Entries taken from a collection:
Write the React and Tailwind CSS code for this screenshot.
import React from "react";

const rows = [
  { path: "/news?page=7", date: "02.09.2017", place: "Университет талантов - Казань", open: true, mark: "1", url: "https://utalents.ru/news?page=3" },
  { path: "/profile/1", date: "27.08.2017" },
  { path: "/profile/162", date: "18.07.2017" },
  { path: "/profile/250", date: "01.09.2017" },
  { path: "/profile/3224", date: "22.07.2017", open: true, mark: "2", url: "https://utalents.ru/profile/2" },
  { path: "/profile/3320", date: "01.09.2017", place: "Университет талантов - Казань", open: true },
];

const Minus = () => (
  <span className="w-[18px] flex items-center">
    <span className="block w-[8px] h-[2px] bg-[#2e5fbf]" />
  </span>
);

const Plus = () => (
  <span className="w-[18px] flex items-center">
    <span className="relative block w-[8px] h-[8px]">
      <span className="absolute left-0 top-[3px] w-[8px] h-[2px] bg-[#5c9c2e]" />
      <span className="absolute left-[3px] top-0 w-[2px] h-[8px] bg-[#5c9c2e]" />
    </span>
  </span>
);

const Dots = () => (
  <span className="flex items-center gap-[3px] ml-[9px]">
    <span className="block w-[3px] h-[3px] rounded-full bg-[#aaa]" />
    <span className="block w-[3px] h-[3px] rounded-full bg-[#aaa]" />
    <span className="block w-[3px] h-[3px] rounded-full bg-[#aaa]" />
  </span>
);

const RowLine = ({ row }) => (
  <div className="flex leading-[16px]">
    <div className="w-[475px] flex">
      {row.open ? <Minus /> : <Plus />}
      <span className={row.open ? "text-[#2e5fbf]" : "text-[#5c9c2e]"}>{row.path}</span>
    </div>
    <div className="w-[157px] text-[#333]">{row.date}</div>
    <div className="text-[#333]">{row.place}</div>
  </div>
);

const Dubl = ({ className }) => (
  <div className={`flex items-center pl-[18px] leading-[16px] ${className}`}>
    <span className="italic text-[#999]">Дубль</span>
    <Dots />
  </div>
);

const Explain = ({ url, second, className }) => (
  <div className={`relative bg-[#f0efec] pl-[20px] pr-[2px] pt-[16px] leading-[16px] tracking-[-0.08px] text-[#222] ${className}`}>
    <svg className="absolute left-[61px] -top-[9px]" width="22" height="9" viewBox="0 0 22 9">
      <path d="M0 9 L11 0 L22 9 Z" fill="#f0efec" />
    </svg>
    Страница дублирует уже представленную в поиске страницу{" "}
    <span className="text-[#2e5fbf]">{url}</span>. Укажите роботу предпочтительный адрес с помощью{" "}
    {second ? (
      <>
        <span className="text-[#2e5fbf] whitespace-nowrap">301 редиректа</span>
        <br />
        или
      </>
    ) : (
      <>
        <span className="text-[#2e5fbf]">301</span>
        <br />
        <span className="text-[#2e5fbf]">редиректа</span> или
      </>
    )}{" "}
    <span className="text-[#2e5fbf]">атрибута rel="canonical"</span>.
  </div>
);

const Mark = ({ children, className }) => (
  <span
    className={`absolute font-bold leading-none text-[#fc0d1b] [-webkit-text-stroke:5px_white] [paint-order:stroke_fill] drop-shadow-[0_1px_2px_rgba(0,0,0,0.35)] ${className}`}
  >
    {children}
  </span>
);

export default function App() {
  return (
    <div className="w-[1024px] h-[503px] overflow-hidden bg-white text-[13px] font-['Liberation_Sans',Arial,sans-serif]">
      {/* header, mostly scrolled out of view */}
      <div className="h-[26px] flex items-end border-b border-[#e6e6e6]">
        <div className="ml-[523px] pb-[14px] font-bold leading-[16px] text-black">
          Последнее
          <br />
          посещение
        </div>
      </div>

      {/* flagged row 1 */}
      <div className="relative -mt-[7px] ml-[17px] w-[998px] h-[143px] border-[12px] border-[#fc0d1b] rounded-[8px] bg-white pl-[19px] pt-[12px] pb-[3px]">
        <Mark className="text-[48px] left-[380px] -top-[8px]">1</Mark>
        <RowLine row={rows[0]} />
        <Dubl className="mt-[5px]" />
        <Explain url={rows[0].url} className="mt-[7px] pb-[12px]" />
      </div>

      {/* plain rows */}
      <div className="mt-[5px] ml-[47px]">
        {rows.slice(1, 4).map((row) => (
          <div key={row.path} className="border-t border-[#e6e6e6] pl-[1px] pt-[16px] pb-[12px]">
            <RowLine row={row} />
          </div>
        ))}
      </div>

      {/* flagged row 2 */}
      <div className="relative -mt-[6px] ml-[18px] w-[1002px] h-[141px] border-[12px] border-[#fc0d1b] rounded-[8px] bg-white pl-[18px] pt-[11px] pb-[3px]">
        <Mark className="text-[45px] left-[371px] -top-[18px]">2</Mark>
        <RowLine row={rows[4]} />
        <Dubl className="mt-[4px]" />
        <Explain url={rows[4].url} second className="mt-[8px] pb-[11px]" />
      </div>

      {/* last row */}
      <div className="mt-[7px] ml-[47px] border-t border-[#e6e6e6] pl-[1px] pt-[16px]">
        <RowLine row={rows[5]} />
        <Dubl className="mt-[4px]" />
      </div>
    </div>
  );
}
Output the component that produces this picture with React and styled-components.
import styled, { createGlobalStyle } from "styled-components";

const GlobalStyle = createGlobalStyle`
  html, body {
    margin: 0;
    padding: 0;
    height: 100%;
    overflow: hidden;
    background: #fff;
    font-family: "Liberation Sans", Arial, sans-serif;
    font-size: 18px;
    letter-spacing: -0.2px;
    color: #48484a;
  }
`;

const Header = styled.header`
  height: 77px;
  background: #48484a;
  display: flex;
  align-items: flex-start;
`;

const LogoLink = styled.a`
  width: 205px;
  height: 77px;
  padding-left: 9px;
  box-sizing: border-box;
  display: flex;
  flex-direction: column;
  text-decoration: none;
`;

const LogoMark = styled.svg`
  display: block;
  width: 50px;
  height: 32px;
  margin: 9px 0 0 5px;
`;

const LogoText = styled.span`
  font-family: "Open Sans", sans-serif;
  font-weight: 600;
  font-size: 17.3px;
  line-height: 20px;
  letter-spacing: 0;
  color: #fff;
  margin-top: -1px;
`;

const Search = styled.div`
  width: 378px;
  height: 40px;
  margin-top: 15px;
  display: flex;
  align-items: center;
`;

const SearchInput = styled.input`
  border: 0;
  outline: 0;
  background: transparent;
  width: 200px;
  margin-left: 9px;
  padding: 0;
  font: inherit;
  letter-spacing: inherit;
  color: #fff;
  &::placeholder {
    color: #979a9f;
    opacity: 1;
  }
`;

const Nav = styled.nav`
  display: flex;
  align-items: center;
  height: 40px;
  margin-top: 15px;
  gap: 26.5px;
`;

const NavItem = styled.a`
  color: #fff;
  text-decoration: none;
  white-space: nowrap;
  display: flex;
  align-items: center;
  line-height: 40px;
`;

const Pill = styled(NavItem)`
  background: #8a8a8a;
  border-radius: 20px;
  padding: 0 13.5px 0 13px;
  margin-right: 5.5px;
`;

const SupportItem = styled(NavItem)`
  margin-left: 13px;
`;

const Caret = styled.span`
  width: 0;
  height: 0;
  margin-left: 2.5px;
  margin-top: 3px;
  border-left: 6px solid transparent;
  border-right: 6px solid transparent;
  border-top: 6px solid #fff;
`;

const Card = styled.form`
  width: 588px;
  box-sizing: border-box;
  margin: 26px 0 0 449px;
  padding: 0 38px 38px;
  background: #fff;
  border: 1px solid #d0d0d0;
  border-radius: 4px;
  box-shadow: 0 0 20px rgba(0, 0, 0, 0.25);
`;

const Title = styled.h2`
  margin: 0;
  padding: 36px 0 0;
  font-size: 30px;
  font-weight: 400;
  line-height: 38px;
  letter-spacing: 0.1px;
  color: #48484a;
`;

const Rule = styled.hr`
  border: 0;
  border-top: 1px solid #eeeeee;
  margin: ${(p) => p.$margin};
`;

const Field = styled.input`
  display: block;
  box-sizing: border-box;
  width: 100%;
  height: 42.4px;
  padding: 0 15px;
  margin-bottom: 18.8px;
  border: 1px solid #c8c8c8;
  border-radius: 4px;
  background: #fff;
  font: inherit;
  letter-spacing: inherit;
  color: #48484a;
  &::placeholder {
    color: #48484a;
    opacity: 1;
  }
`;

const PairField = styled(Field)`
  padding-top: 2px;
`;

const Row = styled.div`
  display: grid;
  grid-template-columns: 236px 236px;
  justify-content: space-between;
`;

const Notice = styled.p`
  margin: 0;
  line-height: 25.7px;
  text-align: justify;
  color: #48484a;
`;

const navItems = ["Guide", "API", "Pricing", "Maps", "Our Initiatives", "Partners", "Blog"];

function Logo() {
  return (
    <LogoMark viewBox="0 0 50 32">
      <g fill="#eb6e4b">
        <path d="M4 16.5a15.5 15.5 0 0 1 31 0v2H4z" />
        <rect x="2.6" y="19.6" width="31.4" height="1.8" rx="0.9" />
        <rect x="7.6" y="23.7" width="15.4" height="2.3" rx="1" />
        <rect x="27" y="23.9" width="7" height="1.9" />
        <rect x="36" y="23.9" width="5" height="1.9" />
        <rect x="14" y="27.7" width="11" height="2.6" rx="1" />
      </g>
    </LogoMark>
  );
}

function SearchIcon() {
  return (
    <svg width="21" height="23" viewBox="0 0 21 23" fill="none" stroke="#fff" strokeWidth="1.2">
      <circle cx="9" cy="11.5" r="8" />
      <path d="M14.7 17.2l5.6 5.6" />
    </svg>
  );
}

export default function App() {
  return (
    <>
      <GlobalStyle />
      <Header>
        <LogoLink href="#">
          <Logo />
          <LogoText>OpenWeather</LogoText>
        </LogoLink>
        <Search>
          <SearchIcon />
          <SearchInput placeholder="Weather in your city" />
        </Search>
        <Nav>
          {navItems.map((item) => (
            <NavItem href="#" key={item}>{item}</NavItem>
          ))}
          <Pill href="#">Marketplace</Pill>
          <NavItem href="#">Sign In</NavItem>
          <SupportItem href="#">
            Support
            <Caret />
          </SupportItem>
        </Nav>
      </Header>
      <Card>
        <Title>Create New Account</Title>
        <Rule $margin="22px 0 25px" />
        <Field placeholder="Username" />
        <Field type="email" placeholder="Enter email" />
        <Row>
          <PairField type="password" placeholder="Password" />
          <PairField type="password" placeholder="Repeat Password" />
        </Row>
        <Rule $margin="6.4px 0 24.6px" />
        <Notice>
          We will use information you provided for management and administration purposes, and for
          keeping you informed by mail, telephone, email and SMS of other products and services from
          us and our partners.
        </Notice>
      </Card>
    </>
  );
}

* * *

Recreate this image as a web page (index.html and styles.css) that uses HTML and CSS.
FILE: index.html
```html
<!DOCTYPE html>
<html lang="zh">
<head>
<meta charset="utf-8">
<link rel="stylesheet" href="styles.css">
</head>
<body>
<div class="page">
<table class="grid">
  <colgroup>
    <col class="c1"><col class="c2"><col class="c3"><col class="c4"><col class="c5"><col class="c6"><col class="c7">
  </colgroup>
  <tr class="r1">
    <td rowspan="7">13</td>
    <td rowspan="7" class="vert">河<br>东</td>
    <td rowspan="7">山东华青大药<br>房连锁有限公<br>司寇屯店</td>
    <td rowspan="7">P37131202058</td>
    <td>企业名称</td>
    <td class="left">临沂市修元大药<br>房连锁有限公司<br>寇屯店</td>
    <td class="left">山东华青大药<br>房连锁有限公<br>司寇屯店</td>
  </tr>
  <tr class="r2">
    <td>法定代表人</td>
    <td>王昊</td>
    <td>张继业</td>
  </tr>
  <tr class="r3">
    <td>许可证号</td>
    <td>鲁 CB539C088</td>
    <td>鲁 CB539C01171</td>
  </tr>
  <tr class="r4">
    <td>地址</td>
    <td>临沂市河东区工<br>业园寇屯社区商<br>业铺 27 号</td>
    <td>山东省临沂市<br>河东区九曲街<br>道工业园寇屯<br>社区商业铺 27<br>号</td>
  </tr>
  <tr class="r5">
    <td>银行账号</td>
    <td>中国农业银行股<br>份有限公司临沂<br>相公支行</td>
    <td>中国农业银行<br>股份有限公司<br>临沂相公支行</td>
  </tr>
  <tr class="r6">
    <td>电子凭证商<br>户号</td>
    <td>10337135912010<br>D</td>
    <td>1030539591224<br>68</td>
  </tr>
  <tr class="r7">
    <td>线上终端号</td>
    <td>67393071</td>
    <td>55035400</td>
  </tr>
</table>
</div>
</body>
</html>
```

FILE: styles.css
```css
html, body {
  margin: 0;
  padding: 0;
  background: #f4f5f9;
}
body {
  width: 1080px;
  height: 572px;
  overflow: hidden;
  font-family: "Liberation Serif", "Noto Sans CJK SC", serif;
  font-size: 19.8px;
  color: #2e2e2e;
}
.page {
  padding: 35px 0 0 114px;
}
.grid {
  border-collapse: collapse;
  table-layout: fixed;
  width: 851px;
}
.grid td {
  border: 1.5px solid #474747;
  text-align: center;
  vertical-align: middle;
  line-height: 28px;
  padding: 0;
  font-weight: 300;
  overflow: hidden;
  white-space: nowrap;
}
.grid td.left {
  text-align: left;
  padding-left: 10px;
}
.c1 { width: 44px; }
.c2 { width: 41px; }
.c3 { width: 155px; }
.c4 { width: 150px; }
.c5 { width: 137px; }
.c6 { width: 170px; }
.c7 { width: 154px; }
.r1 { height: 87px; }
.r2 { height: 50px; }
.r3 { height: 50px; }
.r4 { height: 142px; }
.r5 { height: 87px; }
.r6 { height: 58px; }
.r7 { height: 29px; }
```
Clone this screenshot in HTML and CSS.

*INSTRUCTIONS FOR THE TASK*.
What is the number of lines that contain "page"? Reply with that number alone.

*REPLY*.
4